BoomKat Reviews Wat Dong Moon Lek

Boomkat Product Review:

Avant-garde computer music pioneer Carl Stone’s newest is a Max/MSP powered deep dive into unsettled dreamworld sampledelica, warping pitch-fuct pop garbles into hiccuping noise spirals and quasi-techno ethno-pop bumpers. Properly off the dial material that sounds like a plunderphonic take on the Sublime Frequencies catalog, or ABBA reworked by Oval.

‘Wat Dong Moon Lek’ might be the oddest missive we’ve heard yet from Stone. The Californian computer music vanguard has long been notable for his dissections of electronics, minimalism, world music and hip-hop, and this latest set melts his history into a barely discernible soup of chattering drums, veiled vocals and stuttered melodies. “Stone ‘plays’ his source material in the way Terry Riley’s ‘In C’ ‘plays’ an ensemble,” reads the press release – and it’s not far off the mark. There’s a freewheeling charm and humor to Stone’s approach that’s hard not to love, it’s uncompromising and deliciously bonkers, but struck thru with a level of knuckle-crack’d expertise that lifts it a few inches from the ground at all times.

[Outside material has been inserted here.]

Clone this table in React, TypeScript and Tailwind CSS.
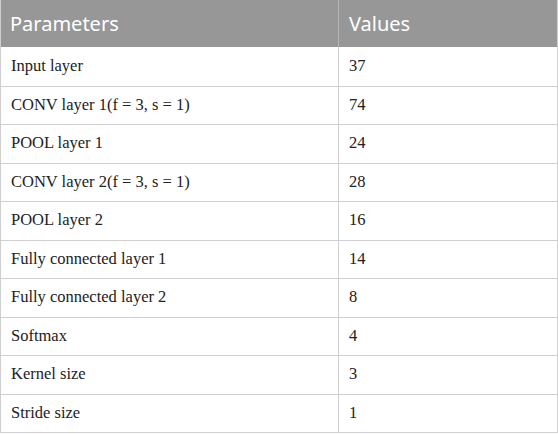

At its best, ‘Wat Dong Moon Lek’ sounds like a shortwave radio interrupting a skipping J-pop CD: almost aggrevatingly loopy but texturally inviting at the same time. And while the music is assisted and driven by software, it sounds organic and human, as if Stone is answering the ubiquitous algorithmic playlist age with an arched eyebrow and a double helping of glitchy mischief. Whether you’re into John Oswald, Farmers Manual, DJ Screw or Steve Reich, this one’s for you.